The present sacristy will be the work sacristy; some of the women parishioners have assisted in redesigning this area.
… Outside the entrance of the church we plan to ‘soften’ the space with shrubs and seating; this will lead into a narthex or gathering area. Placed to the right under the stairwell there will be a vestry to facilitate processions and to allow the priests proximity to parishioners before and after Mass.
The Reconciliation room will be situated on your left as you enter the church; this will be designed in such a way that the penitent may either sit facing the Priest or confess anonymously.

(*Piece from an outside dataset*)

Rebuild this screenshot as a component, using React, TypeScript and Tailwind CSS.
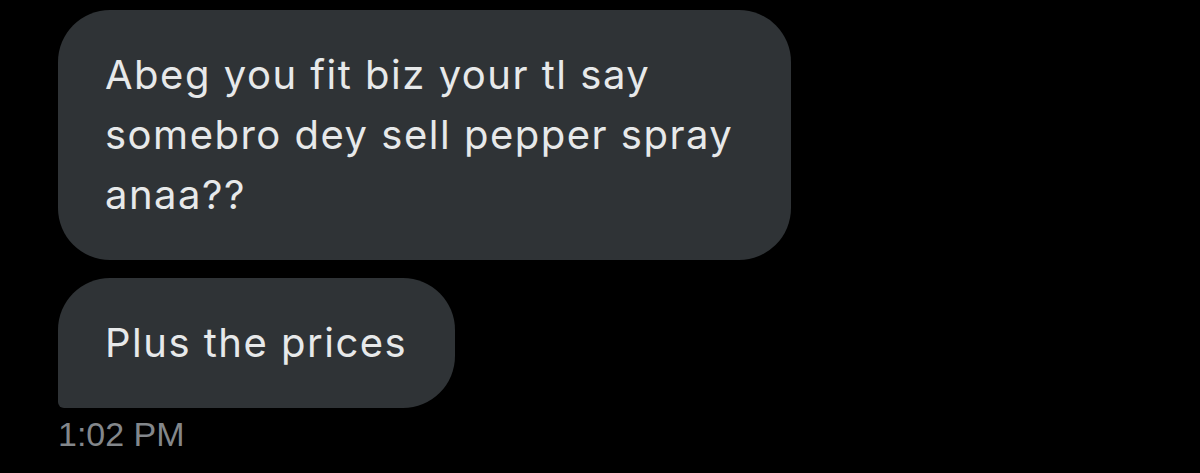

We thank you in anticipation as together we discover the most satisfactory and holistic way in which to worship in St. Joseph’s Church.
With the big decisions already taken, the inevitable and token parishioner consultative committee was left to assisting in decision-making. concerning the following:‑
- Seating and sanctuary design (there will be a number of seating designs employed)
- Sanctuary furniture
- Marian devotional area and types of Statues, Crucifix and Stations of the Cross
- Morning Mass arrangements, and the many other practical issues which will occur.
It all sounded too horrendous and a mild panic set in as parishioners tried to visualize the extent of the proposals. Perhaps the only comfort to be drawn from the ultimatum was the fact that the main altar appeared safe. Or was it?